Saving Canada for Canada Day
Just in time for Canada Day, the Nature Conservancy of Canada (NCC) has announced several new protected areas.
Almost 2,700 acres (1,092 hectares) along the northern shore of Lake Erie has been protected in Ontario. Known as Turkey Point Marsh, the area is part of the Long Point World Biosphere Reserve. It is a biologically diverse region containing coastal wetlands, sand dunes and sand spits which supports over 60 at-risk species such as the snapping turtle and the Eastern foxsnake. The conservation agreement which protects this land allows sustainable hunting and fishing while protecting wetland and prohibiting further development.

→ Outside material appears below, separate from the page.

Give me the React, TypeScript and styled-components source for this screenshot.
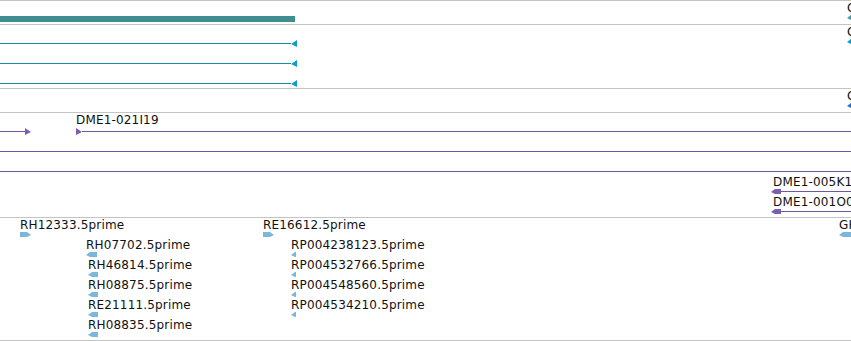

Out west, 2,610-acres (1,056 hectares) of Chinook Ranch in the Bow Natural Area of Alberta is newly protected. Much of Chinook Ranch is already protected thanks to a conservation easement with the NCC which was completed in 2010. All together, the property is almost 5000 acres in size. Securing this land for conservation helps many species of moose, deer, and bear as well as a wide variety of birds.

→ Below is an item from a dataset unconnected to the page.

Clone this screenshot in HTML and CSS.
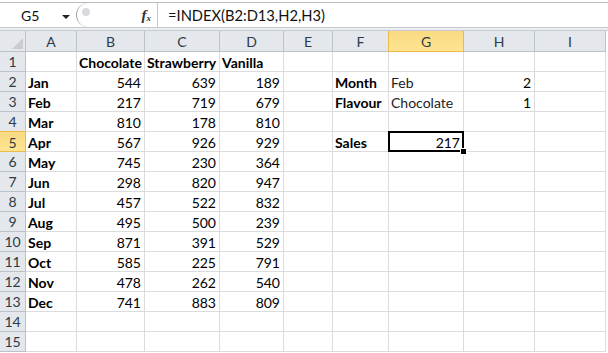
FILE: index.html
```html
<!DOCTYPE html>
<html lang="en">
  <head>
    <meta charset="UTF-8" />
    <meta name="viewport" content="width=device-width, initial-scale=1.0" />
    <title>INDEX lookup</title>
    <link rel="stylesheet" href="styles.css">
  </head>
  <body>
    <div class="formula-bar">
      <div class="name-box">
        <span class="name">G5</span>
        <span class="arrow"></span>
      </div>
      <div class="tools">
        <span class="knob"></span>
        <span class="fx"><i>f</i><sub>x</sub></span>
      </div>
      <div class="formula">=INDEX(B2:D13,H2,H3)</div>
    </div>
    <div class="bar-gap"></div>

    <div class="sheet" id="sheet"></div>

    <script>
      const cols = ["A", "B", "C", "D", "E", "F", "G", "H", "I"];
      const months = ["Jan", "Feb", "Mar", "Apr", "May", "Jun", "Jul", "Aug", "Sep", "Oct", "Nov", "Dec"];
      const chocolate = [544, 217, 810, 567, 745, 298, 457, 495, 871, 585, 478, 741];
      const strawberry = [639, 719, 178, 926, 230, 820, 522, 500, 391, 225, 262, 883];
      const vanilla = [189, 679, 810, 929, 364, 947, 832, 239, 529, 791, 540, 809];

      // row -> { col: [text, kind] }
      let cells = {
        1: { B: ["Chocolate", "bold"], C: ["Strawberry", "bold"], D: ["Vanilla", "bold"] },
        2: { F: ["Month", "bold"], G: ["Feb", "text"], H: [2, "num"] },
        3: { F: ["Flavour", "bold"], G: ["Chocolate", "text"], H: [1, "num"] },
        5: { F: ["Sales", "bold"], G: [217, "num active"] },
      };
      months.forEach((m, i) => {
        let r = i + 2;
        cells[r] = cells[r] || {};
        cells[r].A = [m, "bold"];
        cells[r].B = [chocolate[i], "num"];
        cells[r].C = [strawberry[i], "num"];
        cells[r].D = [vanilla[i], "num"];
      });

      let sheet = document.getElementById("sheet");
      let html = `<div class="hd corner"><span class="tri"></span></div>`;
      cols.forEach((c) => {
        html += `<div class="hd col${c === "G" ? " sel" : ""}">${c}</div>`;
      });
      for (let r = 1; r <= 15; r++) {
        html += `<div class="hd row${r === 5 ? " sel" : ""}">${r}</div>`;
        cols.forEach((c) => {
          let cell = cells[r] && cells[r][c];
          if (cell) {
            html += `<div class="cell ${cell[1]}">${cell[0]}</div>`;
          } else {
            html += `<div class="cell"></div>`;
          }
        });
      }
      sheet.innerHTML = html;
    </script>
  </body>
</html>
```

FILE: styles.css
```css
body {
  margin: 0;
  background: #fff;
  font-family: Lato, "Liberation Sans", sans-serif;
  font-size: 14px;
  color: #000;
}

.formula-bar {
  display: flex;
  margin-top: 2px;
  height: 24px;
  border-top: 1px solid #b9bcc1;
  border-bottom: 1px solid #c6c9cd;
  background: #fff;
}

.name-box {
  width: 76px;
  display: flex;
  align-items: center;
  position: relative;
}

.name {
  margin-left: 21px;
  color: #111;
}

.arrow {
  position: absolute;
  left: 62px;
  top: 12px;
  border-left: 4px solid transparent;
  border-right: 4px solid transparent;
  border-top: 4px solid #222;
}

.tools {
  width: 80px;
  border-left: 1px solid #9ea3a9;
  border-radius: 14px 0 0 14px;
  position: relative;
  display: flex;
  align-items: center;
  justify-content: flex-end;
}

.knob {
  position: absolute;
  left: 5px;
  top: 5px;
  width: 8px;
  height: 8px;
  border-radius: 50%;
  background: #d8dadd;
}

.fx {
  font-family: "Liberation Serif", serif;
  font-size: 15px;
  font-weight: bold;
  color: #333;
  margin-right: 6px;
}

.fx sub {
  font-size: 9px;
  font-style: italic;
  vertical-align: -1px;
}

.formula {
  flex: 1;
  border-left: 1px solid #c3c7cc;
  padding-left: 10px;
  line-height: 24px;
  font-size: 14.7px;
  color: #111;
}

.bar-gap {
  height: 2px;
  background: #eceef1;
  border-bottom: 1px solid #c6c9cd;
}

.sheet {
  display: grid;
  grid-template-columns: 26px 51px 68px 75px 64px 49px 56px 75px 71px 71px;
  grid-template-rows: 21px;
  grid-auto-rows: 20px;
  width: 606px;
}

.hd {
  box-sizing: border-box;
  background: #e4e7eb;
  border-right: 1px solid #bcc2c9;
  border-bottom: 1px solid #bcc2c9;
  color: #2e3a47;
  text-align: center;
  line-height: 20px;
}

.hd.col {
  line-height: 21px;
}

.hd.sel {
  background: linear-gradient(#f9d982, #fee592);
  border-color: #f0b94c;
}

.hd.col.sel {
  border-left: 1px solid #f0b94c;
  margin-left: -1px;
}

.hd.row.sel {
  border-top: 1px solid #f0b94c;
  margin-top: -1px;
  line-height: 21px;
}

.corner {
  position: relative;
}

.tri {
  position: absolute;
  right: 2px;
  bottom: 2px;
  border-left: 11px solid transparent;
  border-bottom: 11px solid #c9cdd2;
}

.cell {
  box-sizing: border-box;
  border-right: 1px solid #dadcdd;
  border-bottom: 1px solid #dadcdd;
  line-height: 21px;
  padding: 0 2px;
  white-space: nowrap;
  overflow: visible;
}

.bold {
  font-weight: bold;
}

.text {
  color: #222;
}

.num {
  text-align: right;
  padding-right: 3px;
}

.active {
  position: relative;
}

.active::before {
  content: "";
  position: absolute;
  left: -1px;
  top: -1px;
  right: -1px;
  bottom: -1px;
  border: 2px solid #000;
}

.active::after {
  content: "";
  position: absolute;
  right: -4px;
  bottom: -4px;
  width: 5px;
  height: 5px;
  background: #000;
  border: 1px solid #fff;
}
```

Additionally, 160 acres (64 hectares) of sand dune habitat is now protected. Located about nine miles west of Brandon, the property is a gift from a private Canadian family. The land features sandhill grasslands, Aspen forest and shrubs such as hazel and choke cherry. Endangered plant species such as the Smooth Goosefoot and the Hairy Prairie Clover are also now protected within this region.
In total, the NCC has protected over 7,870 acres (3,185 hectares) of Canadian wilderness and natural habitat this Canada Day. The new protected areas are possible thanks to gifts from Canadians across the country and support from the Government of Canada’s Natural Areas Conservation Program.